Happy Birthday to John Lennon, who would have been 69 today were he still alive. Yesterday, we paid tribute to Paul McCartney's rocking B-side "I'm Down"; today, let's pause to consider and celebrate the A-side, one of John's most heartfelt tunes, "Help!"
When Britney Spears shaved her head a couple years ago, it was considered a cry for help. When John Lennon was suffocating under the pressures of fame, booze and pills and money (what he called his "Fat Elvis period"), his cry for help was literally a cry of "Help!" It was one of Lennon's first tracks to venture away from the universal ("Eight Days a Week" for example) to the personal.

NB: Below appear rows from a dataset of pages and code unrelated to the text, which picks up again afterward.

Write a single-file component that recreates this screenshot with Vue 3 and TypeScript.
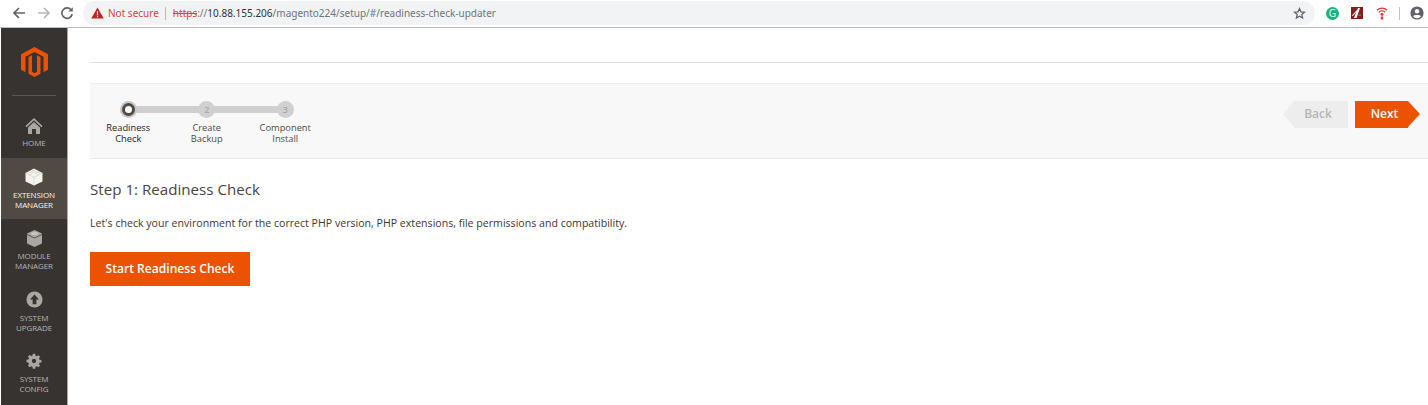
<script setup lang="ts">
interface Nav { label: string[]; icon: string; active?: boolean }
const nav: Nav[] = [
  { label: ['HOME'], icon: 'home' },
  { label: ['EXTENSION', 'MANAGER'], icon: 'brick', active: true },
  { label: ['MODULE', 'MANAGER'], icon: 'box' },
  { label: ['SYSTEM', 'UPGRADE'], icon: 'up' },
  { label: ['SYSTEM', 'CONFIG'], icon: 'gear' },
]
const steps = [
  { n: '', a: 'Readiness', b: 'Check', active: true },
  { n: '2', a: 'Create', b: 'Backup' },
  { n: '3', a: 'Component', b: 'Install' },
]
</script>

<template>
  <div class="page">
    <header class="chrome">
      <svg class="tb back" width="16" height="14" viewBox="0 0 16 14"><path d="M14 7H3M8 2 3 7l5 5" fill="none" stroke="#5f6368" stroke-width="1.7"/></svg>
      <svg class="tb fwd" width="16" height="14" viewBox="0 0 16 14"><path d="M2 7h11M8 2l5 5-5 5" fill="none" stroke="#b4b7ba" stroke-width="1.7"/></svg>
      <svg class="tb reload" width="14" height="14" viewBox="0 0 14 14"><path d="M11.4 4.2A5.2 5.2 0 1 0 12.2 8" fill="none" stroke="#5f6368" stroke-width="1.6"/><path d="M12.8 1.2v4.4H8.4z" fill="#5f6368"/></svg>
      <div class="omni">
        <svg class="warn" width="13" height="12" viewBox="0 0 13 12"><path d="M6.5 0.5 12.8 11.6H0.2z" fill="#c5221f"/><path d="M5.9 4.2h1.2v4H5.9zM5.9 9h1.2v1.2H5.9z" fill="#fff"/></svg>
        <span class="ns">Not secure</span>
        <span class="sep"></span>
        <span class="url"><s class="https">https</s><span class="grey">://</span><span class="host">10.88.155.206</span><span class="grey">/magento224/setup/#/readiness-check-updater</span></span>
        <svg class="star" width="13" height="13" viewBox="0 0 24 24"><path d="m12 3 2.7 6 6.5.7-4.9 4.3 1.4 6.4L12 17.1l-5.700 3.300 1.400-6.400-4.900-4.300 6.500-.7z" fill="none" stroke="#5f6368" stroke-width="2.300"/></svg>
      </div>
      <div class="exts">
        <span class="grammarly">G</span>
        <svg class="e-pdf" width="12" height="12" viewBox="0 0 12 12"><rect width="12" height="12" fill="#8c1c1c"/><path d="M3 11 7 1h2L5.500 11zM1 8.500 6 3l.5 1L2 9z" fill="#fff"/><path d="M7.500 7.500h2.500V9H7.500z" fill="#3c9a3c"/></svg>
        <svg class="e-wifi" width="12" height="14" viewBox="0 0 12 14"><path d="M1 4.300a7 7 0 0 1 10 0M2.800 6.300a4.500 4.500 0 0 1 6.400 0" fill="none" stroke="#e8323c" stroke-width="1.300"/><circle cx="6" cy="8.300" r="1.500" fill="#e8323c"/><path d="M4.800 10.500h2.400v3H4.800z" fill="#e8323c"/></svg>
        <span class="sep2"></span>
        <svg width="14" height="14" viewBox="0 0 14 14"><circle cx="7" cy="7" r="6.600" fill="#5f6368"/><circle cx="7" cy="5.300" r="2.200" fill="#fff"/><path d="M3 10.300c1-1.700 7-1.700 8 0a5 5 0 0 1-8 0z" fill="#fff"/></svg>
      </div>
    </header>

    <div class="body">
      <aside class="side">
        <div class="logo">
          <svg width="27" height="30" viewBox="0 0 27 32" preserveAspectRatio="none"><path d="M13.500 0 27 7.800v16.400l-4.500 2.600V10.400L13.500 5.200 4.500 10.400v16.400L0 24.200V7.800zM13.500 32l-6-3.400V10.700l3.500-2v17.700l2.500 1.500 2.500-1.500V8.700l3.500 2v17.900z" fill="#eb5202"/></svg>
        </div>
        <div class="divider"></div>
        <nav class="navlist">
          <div v-for="n in nav" :key="n.icon" class="item" :class="[n.icon, { active: n.active }]">
            <svg v-if="n.icon === 'home'" width="18" height="18" viewBox="0 0 18 18"><path d="M9 1 0.500 9l1.100 1.200L9 3.300l7.400 6.900L17.500 9zM3 10.500 9 5l6 5.500V17h-4v-5H7v5H3z" fill="#aaa6a0"/></svg>
            <svg v-else-if="n.icon === 'brick'" width="18" height="18" viewBox="0 0 18 18"><path d="M9 0.500 17.500 5v8.500L9 17.500.5 13.500V5z" fill="#f7f3eb"/><path d="M.5 5 9 9.300 17.500 5M9 9.300v8.200" fill="none" stroke="#bcd8e6" stroke-width=".7"/><ellipse cx="9" cy="3.300" rx="2" ry="1" fill="#fff" stroke="#aaa" stroke-width=".4"/><ellipse cx="5" cy="5.400" rx="2" ry="1" fill="#fff" stroke="#aaa" stroke-width=".4"/><ellipse cx="13" cy="5.400" rx="2" ry="1" fill="#fff" stroke="#aaa" stroke-width=".4"/></svg>
            <svg v-else-if="n.icon === 'box'" width="15" height="17" viewBox="0 0 15 17"><path d="M7.500 0 15 3.500v10L7.500 17 0 13.500v-10z" fill="#aaa6a0"/><path d="M0 4.500 7.500 8 15 4.500" fill="none" stroke="#373330" stroke-width=".7"/><ellipse cx="7.500" cy="3.500" rx="3.500" ry="1.500" fill="#c9c5bf"/></svg>
            <svg v-else-if="n.icon === 'up'" width="17" height="17" viewBox="0 0 18 18"><circle cx="9" cy="9" r="8.500" fill="#aaa6a0"/><path d="M9 3.800 13.800 9H11v5H7V9H4.200z" fill="#373330"/></svg>
            <svg v-else width="16" height="16" viewBox="-1 -1 20 20"><path d="M7.500 0h3l.4 2.400 1.600.7 2-1.400 2.100 2.100-1.400 2 .7 1.600 2.400.4v3l-2.400.4-.7 1.600 1.400 2-2.100 2.100-2-1.400-1.600.7-.4 2.400h-3l-.4-2.400-1.600-.7-2 1.400-2.100-2.100 1.400-2-.7-1.600L-.3 10.500v-3l2.400-.4.700-1.600-1.400-2 2.100-2.100 2 1.400 1.600-.7zM9 6.300a2.700 2.700 0 1 0 0 5.400 2.700 2.700 0 0 0 0-5.400z" fill="#aaa6a0" fill-rule="evenodd"/></svg>
            <div class="lbl"><div v-for="l in n.label" :key="l">{{ l }}</div></div>
          </div>
        </nav>
      </aside>

      <main class="main">
        <div class="rule"></div>
        <section class="wizard">
          <div class="steps">
            <div class="track"></div>
            <div v-for="s in steps" :key="s.a" class="step" :class="{ on: s.active }">
              <div class="dot"><span v-if="s.active" class="inner"></span><template v-else>{{ s.n }}</template></div>
              <div class="st">{{ s.a }}<br />{{ s.b }}</div>
            </div>
          </div>
          <div class="actions">
            <span class="btn-back">Back</span>
            <span class="btn-next">Next</span>
          </div>
        </section>
        <h2 class="title">Step 1: Readiness Check</h2>
        <p class="desc">Let's check your environment for the correct PHP version, PHP extensions, file permissions and compatibility.</p>
        <button class="start">Start Readiness Check</button>
      </main>
    </div>
  </div>
</template>

<style>
html, body { margin: 0; background: #fff; overflow: hidden; }
</style>

<style scoped>
.page { width: 1428px; height: 405px; font-family: "Open Sans", sans-serif; display: flex; flex-direction: column; overflow: hidden; }
.chrome { height: 27px; flex: none; border-bottom: 1px solid #bdbdbd; display: flex; align-items: center; padding-left: 11px; background: #fff; }
.tb { flex: none; margin-top: -1px; }
.back { margin-right: 9px; }
.fwd { margin-right: 8px; }
.reload { margin-right: 9px; }
.omni { width: 1232px; height: 24px; margin-top: -1px; border-radius: 12px; background: #f1f3f4; display: flex; align-items: center; padding-left: 8px; box-sizing: border-box; font-family: "Noto Sans", sans-serif; white-space: nowrap; flex: none; }
.warn { flex: none; margin-right: 4px; }
.ns { color: #d8433c; font-size: 10px; }
.sep { width: 1px; height: 13px; background: #b8b8b8; margin: 0 7px 0 6px; }
.url { font-size: 10px; }
.https { color: #d8433c; }
.grey { color: #70757a; }
.host { color: #303336; }
.star { margin-left: auto; margin-right: 9px; flex: none; }
.exts { display: flex; align-items: center; flex: 1; padding-left: 11px; margin-top: -1px; }
.e-pdf { margin-left: 12px; flex: none; }
.e-wifi { margin-left: 13px; flex: none; }
.sep2 { width: 1px; height: 13px; background: #c4c4c4; margin: 0 10px 0 11px; flex: none; }
.grammarly { width: 13px; height: 13px; border-radius: 50%; background: #15b67a; color: #fff; font-size: 10px; line-height: 13px; text-align: center; font-weight: 400; flex: none; }
.body { flex: 1; display: flex; min-height: 0; }
.side { width: 66px; margin-left: 1px; flex: none; background: #373330; border-right: 1px solid #aaa; overflow: hidden; }
.logo { height: 48px; padding-top: 19px; display: flex; justify-content: center; }
.divider { height: 1px; background: #5a5551; margin: 0 11px; }
.navlist { margin-top: 21px; }
.item { display: flex; flex-direction: column; align-items: center; color: #b8b4ae; font-size: 8px; line-height: 10px; height: 61px; box-sizing: border-box; }
.item .lbl { text-align: center; margin-top: 4px; letter-spacing: -.1px; }
.item.home { height: 41px; }
.item.home .lbl { margin-top: 3px; }
.item.active { background: #514943; color: #f7f3eb; padding-top: 10px; }
.item.box { padding-top: 11px; height: 62px; }
.item.up { padding-top: 10px; height: 62px; }
.item.up .lbl { margin-top: 5px; }
.item.gear { padding-top: 10px; }
.item.gear .lbl { margin-top: 5px; }
.main { flex: 1; min-width: 0; padding-left: 22px; }
.rule { height: 1px; background: #e3e3e3; margin-top: 34px; }
.wizard { margin-top: 20px; height: 76px; box-sizing: border-box; background: #f8f8f8; border-top: 1px solid #eeeeee; border-bottom: 1px solid #e9e9e9; display: flex; justify-content: space-between; padding-right: 8px; }
.steps { position: relative; display: flex; margin-left: -1px; padding-top: 17px; }
.track { position: absolute; left: 39px; top: 22px; width: 157px; height: 7px; background: #cfcfcf; }
.step { width: 78.500px; position: relative; display: flex; flex-direction: column; align-items: center; color: #514943; }
.dot { width: 17px; height: 17px; border-radius: 50%; background: #d0d0d0; color: #a9a9a9; font-size: 9px; line-height: 17px; text-align: center; font-weight: 600; display: flex; align-items: center; justify-content: center; }
.step.on .dot { background: #c9c6c4; }
.inner { width: 7px; height: 7px; border-radius: 50%; background: #fff; border: 3px solid #514943; display: block; flex: none; }
.st { font-size: 9.300px; line-height: 11px; text-align: center; margin-top: 4px; white-space: nowrap; }
.step.on .st { color: #1e1a18; font-weight: 500; }
.actions { display: flex; align-items: flex-start; padding-top: 17px; }
.btn-back, .btn-next { height: 27px; font-size: 12px; font-weight: 600; line-height: 26px; text-align: center; position: relative; display: block; box-sizing: border-box; }
.btn-back { width: 54px; margin-right: 7px; margin-left: 13px; background: #ededed; color: #b5b5b5; padding-right: 6px; }
.btn-back::before { content: ""; position: absolute; left: -11px; top: 0; border-style: solid; border-width: 13.500px 11px 13.500px 0; border-color: transparent #ededed transparent transparent; }
.btn-next { width: 53px; margin-right: 12px; background: #eb5202; color: #fff; padding-left: 6px; }
.btn-next::after { content: ""; position: absolute; right: -12px; top: 0; border-style: solid; border-width: 13.500px 0 13.500px 12px; border-color: transparent transparent transparent #eb5202; }
.title { margin: 20px 0 0; font-size: 15.150px; line-height: 20px; font-weight: 400; color: #4a4440; }
.desc { margin: 17px 0 0; font-size: 10.600px; line-height: 14px; color: #41362f; }
.start { display: block; margin-top: 22px; width: 160px; height: 34px; border: 0; padding: 0 0 2px; background: #eb5202; color: #fff; font-family: inherit; font-size: 12.100px; font-weight: 600; }
</style>
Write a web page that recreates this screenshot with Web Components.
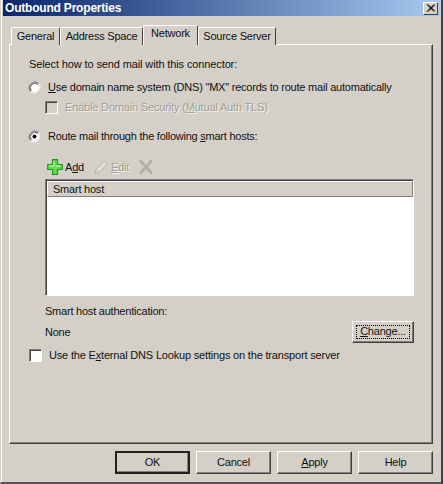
<!DOCTYPE html>
<html>
<head>
<meta charset="utf-8">
<title>Outbound Properties</title>
<style>
  html, body { margin: 0; padding: 0; background: #d4d0c8; }
  body { font: 11px/14px "Liberation Sans", Arial, sans-serif; letter-spacing: -0.22px; color: #000; }
</style>
</head>
<body>
<x-dialog caption="Outbound Properties">
  <x-tabs slot="tabs">
    <x-tab style="width:49px">General</x-tab>
    <x-tab style="width:83px">Address Space</x-tab>
    <x-tab active style="width:55px">Network</x-tab>
    <x-tab style="width:78px">Source Server</x-tab>
  </x-tabs>
  <x-network-page slot="page"></x-network-page>
  <x-button slot="actions" default>OK</x-button>
  <x-button slot="actions">Cancel</x-button>
  <x-button slot="actions"><u>A</u>pply</x-button>
  <x-button slot="actions">Help</x-button>
</x-dialog>

<script>
class XDialog extends HTMLElement {
  constructor() {
    super();
    this.attachShadow({ mode: 'open' });
    this.shadowRoot.innerHTML = `
      <style>
        :host {
          display: flex;
          flex-direction: column;
          box-sizing: border-box;
          width: 443px;
          height: 484px;
          background: #d4d0c8;
          border-left: 1px solid #d4d0c8;
          border-right: 2px solid #404040;
          border-bottom: 2px solid #55544f;
          box-shadow: inset 1px 0 0 #fff;
          overflow: hidden;
        }
        .title {
          display: flex;
          align-items: center;
          justify-content: space-between;
          height: 16px;
          flex-shrink: 0;
          margin: 0 1px 0 2px;
          padding: 0 2px 0 2px;
          background: linear-gradient(90deg, #0a246a, #a6caf0);
          color: #fff;
          font-weight: bold;
          font-size: 12px;
          line-height: 15px;
          letter-spacing: -0.2px;
        }
        .close {
          box-sizing: border-box;
          width: 15px;
          height: 13px;
          background: #d4d0c8;
          border: 1px solid;
          border-color: #fff #404040 #404040 #fff;
          display: flex;
        }
        .close svg { display: block; margin: auto; }
        .body {
          flex: 1;
          display: flex;
          flex-direction: column;
          padding: 10px 8px 8px 8px;
          min-height: 0;
        }
        .page {
          flex: 1;
          min-height: 0;
          box-sizing: border-box;
          border: 1px solid;
          border-color: #fff #404040 #404040 #fff;
          box-shadow: inset -1px -1px 0 #808080;
        }
        .actions {
          display: flex;
          justify-content: flex-end;
          gap: 6px;
          margin-top: 7px;
        }
      </style>
      <div class="title">
        <span id="cap"></span>
        <span class="close"><svg width="9" height="8" viewBox="0 0 9 8"><path d="M1 0.5 L8 7.5 M2 0.5 L9 7.5 M8 0.5 L1 7.5 M9 0.5 L2 7.5" stroke="#000" stroke-width="1" fill="none"/></svg></span>
      </div>
      <div class="body">
        <slot name="tabs"></slot>
        <div class="page"><slot name="page"></slot></div>
        <div class="actions"><slot name="actions"></slot></div>
      </div>
    `;
    this.shadowRoot.getElementById('cap').textContent = this.getAttribute('caption');
  }
}

class XTabs extends HTMLElement {
  constructor() {
    super();
    this.attachShadow({ mode: 'open' });
    this.shadowRoot.innerHTML = `
      <style>
        :host {
          display: flex;
          align-items: flex-end;
          height: 19px;
          padding-left: 2px;
          position: relative;
          z-index: 1;
          margin-bottom: -1px;
        }
      </style>
      <slot></slot>
    `;
  }
}

class XTab extends HTMLElement {
  constructor() {
    super();
    this.attachShadow({ mode: 'open' });
    this.shadowRoot.innerHTML = `
      <style>
        :host {
          display: block;
          box-sizing: border-box;
          flex-shrink: 0;
          height: 18px;
          line-height: 17px;
          text-align: center;
          border: 1px solid;
          border-color: #fff #404040 transparent #fff;
          border-bottom: 0;
          border-radius: 2px 2px 0 0;
          background: #d4d0c8;
          white-space: nowrap;
          color: #111;
        }
        :host([active]) {
          height: 20px;
          line-height: 15px;
        }
      </style>
      <slot></slot>
    `;
  }
}

class XButton extends HTMLElement {
  constructor() {
    super();
    this.attachShadow({ mode: 'open' });
    this.shadowRoot.innerHTML = `
      <style>
        :host {
          display: block;
          box-sizing: border-box;
          width: 75px;
          height: 23px;
          border: 1px solid;
          border-color: #fff #404040 #404040 #fff;
          box-shadow: inset -1px -1px 0 #808080;
          background: #d4d0c8;
          text-align: center;
          line-height: 20px;
          color: #111;
        }
        :host([default]) {
          border: 2px solid #222;
          line-height: 18px;
        }
        :host([focused]) { outline: 1px dotted #000; outline-offset: -5px; }
      </style>
      <slot></slot>
    `;
  }
}

class XRadio extends HTMLElement {
  constructor() {
    super();
    this.attachShadow({ mode: 'open' });
    this.shadowRoot.innerHTML = `
      <style>
        :host { display: flex; align-items: center; gap: 7px; height: 16px; white-space: nowrap; color: #111; }
        svg { flex-shrink: 0; display: block; }
      </style>
      <svg width="13" height="13" viewBox="0 0 13 13">
        <path d="M10.7 2.3 A6 6 0 0 0 2.3 10.7" fill="none" stroke="#808080"/>
        <path d="M2.3 10.7 A6 6 0 0 0 10.7 2.3" fill="none" stroke="#f4f3f0"/>
        <circle cx="6.5" cy="6.5" r="4.7" fill="#fff"/>
        <path d="M9.8 3.2 A4.7 4.7 0 0 0 3.2 9.8" fill="none" stroke="#404040"/>
        ${this.hasAttribute('checked') ? '<circle cx="6.5" cy="6.5" r="2" fill="#000"/>' : ''}
      </svg>
      <span><slot></slot></span>
    `;
  }
}

class XCheck extends HTMLElement {
  constructor() {
    super();
    this.attachShadow({ mode: 'open' });
    const off = this.hasAttribute('disabled');
    this.shadowRoot.innerHTML = `
      <style>
        :host { display: flex; align-items: center; gap: 7px; height: 16px; white-space: nowrap; color: #111; }
        :host([disabled]) { color: #a09e98; text-shadow: 1px 1px 0 #f4f3ef; }
        .box {
          box-sizing: border-box;
          flex-shrink: 0;
          width: 13px;
          height: 13px;
          border: 1px solid;
          border-color: #808080 #fff #fff #808080;
          box-shadow: inset 1px 1px 0 #404040;
          background: ${off ? '#d4d0c8' : '#fff'};
        }
      </style>
      <span class="box"></span>
      <span><slot></slot></span>
    `;
  }
}

class XToolbar extends HTMLElement {
  constructor() {
    super();
    this.attachShadow({ mode: 'open' });
    this.shadowRoot.innerHTML = `
      <style>
        :host { display: flex; align-items: center; height: 20px; color: #111; white-space: nowrap; }
        .item { display: flex; align-items: center; gap: 2px; }
        .add { width: 46px; }
        .edit { width: 45px; color: #a09e98; text-shadow: 1px 1px 0 #f4f3ef; }
        svg { display: block; flex-shrink: 0; }
      </style>
      <span class="item add">
        <svg width="16" height="16" viewBox="0 0 16 16">
          <path d="M5.5 0.7 H10.5 V5.5 H15.3 V10.5 H10.5 V15.3 H5.5 V10.5 H0.7 V5.5 H5.5 Z" fill="#62dc4c" stroke="#1f9a22" stroke-width="1.2"/>
          <path d="M7 2.5 V7 H2.5 M9 7 H13.5" fill="none" stroke="#b4f59c" stroke-width="1.4"/>
        </svg>
        <span>A<u>d</u>d</span>
      </span>
      <span class="item edit">
        <svg width="16" height="16" viewBox="0 0 16 16">
          <path d="M1.5 15 L3 10.5 L11.5 2 L14.5 5 L6 13.5 Z" fill="#e2e0da" stroke="#b4b2ac"/>
          <path d="M3 10.5 L6 13.5" fill="none" stroke="#b4b2ac"/>
        </svg>
        <span><u>E</u>dit</span>
      </span>
      <svg width="16" height="16" viewBox="0 0 16 16">
        <path d="M2 1.5 L14 14.5 M14 1.5 L2 14.5" stroke="#b0aea7" stroke-width="2.6" fill="none"/>
      </svg>
    `;
  }
}

class XList extends HTMLElement {
  constructor() {
    super();
    this.attachShadow({ mode: 'open' });
    this.shadowRoot.innerHTML = `
      <style>
        :host {
          display: block;
          box-sizing: border-box;
          height: 117px;
          border: 1px solid;
          border-color: #808080 #fff #fff #808080;
          box-shadow: inset 1px 1px 0 #404040;
          background: #fff;
          padding: 1px 0 0 1px;
        }
        .head {
          box-sizing: border-box;
          height: 16px;
          line-height: 14px;
          padding-left: 5px;
          background: #d4d0c8;
          border: 1px solid;
          border-color: #fff #808080 #808080 #fff;
          color: #111;
        }
      </style>
      <div class="head"><slot></slot></div>
    `;
  }
}

class XNetworkPage extends HTMLElement {
  constructor() {
    super();
    this.attachShadow({ mode: 'open' });
    this.shadowRoot.innerHTML = `
      <style>
        :host {
          display: flex;
          flex-direction: column;
          padding: 12px 18px 0 18px;
          color: #111;
        }
        .lead { margin-left: 1px; letter-spacing: -0.12px; }
        .r1 { margin-top: 8px; }
        .c1 { margin-top: 4px; margin-left: 17px; letter-spacing: -0.17px; }
        .r2 { margin-top: 13px; letter-spacing: -0.24px; }
        .tb { margin-top: 13px; margin-left: 19px; }
        .lst { margin-top: 2px; margin-left: 17px; }
        .auth { margin-top: 8px; margin-left: 17px; }
        .row { display: flex; align-items: center; justify-content: space-between; margin: 3px 0 0 17px; height: 22px; }
        .ext { margin-top: 4px; margin-left: 1px; letter-spacing: -0.18px; }
        .change { width: 62px; height: 22px; line-height: 19px; }
      </style>
      <div class="lead">Select how to send mail with this connector:</div>
      <x-radio class="r1"><u>U</u>se domain name system (DNS) "MX" records to route mail automatically</x-radio>
      <x-check class="c1" disabled>Enable Domain Security (<u>M</u>utual Auth TLS)</x-check>
      <x-radio class="r2" checked>Route mail through the following <u>s</u>mart hosts:</x-radio>
      <x-toolbar class="tb"></x-toolbar>
      <x-list class="lst">Smart host</x-list>
      <div class="auth">Smart host authentication:</div>
      <div class="row">
        <span>None</span>
        <x-button class="change" focused><u>C</u>hange...</x-button>
      </div>
      <x-check class="ext">Use the E<u>x</u>ternal DNS Lookup settings on the transport server</x-check>
    `;
  }
}

customElements.define('x-dialog', XDialog);
customElements.define('x-tabs', XTabs);
customElements.define('x-tab', XTab);
customElements.define('x-button', XButton);
customElements.define('x-radio', XRadio);
customElements.define('x-check', XCheck);
customElements.define('x-toolbar', XToolbar);
customElements.define('x-list', XList);
customElements.define('x-network-page', XNetworkPage);
</script>
</body>
</html>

It was easy to miss Lennon's desperation, given "Help!"'s upbeat rhythms and clever harmonies, and the fact that it was the title track of their latest madcap cinematic adventure, originally titled Eight Arms to Hold You:
But in his legendary 1971 Rolling Stone interview, John named "Help!" as one of his very best songs:
JL: I always liked “Walrus,” “Strawberry Fields,” “Help,” “In My Life,” those are some favorites.
RS: Why “Help”?
JL: Because I meant it — it’s real. The lyric is as good now as it was then. It is no different, and it makes me feel secure to know that I was that aware of myself then. It was just me singing “Help” and I meant it. I don’t like the recording that much; we did it too fast trying to becommercial.
Someone else who thought the song was too fast, or who at least read the Rolling Stone interview, was U2. They played a memorable, slow version of the song during the 1986 Conspiracy of Hope tour for Amnesty International.

The Help! soundtrack featured several other Lennon classics, including the quietly Dylanesque "You've Got to Hide Your Love Away" and the huge-sounding "Ticket to Ride." Amazingly, it's considered one of The Beatles' weaker albums, despite the fact that it also contains the most recorded song in the history of mankind, "Yesterday." Such is the burden of Beatledom. Happy Birthday RIP & TCB, John.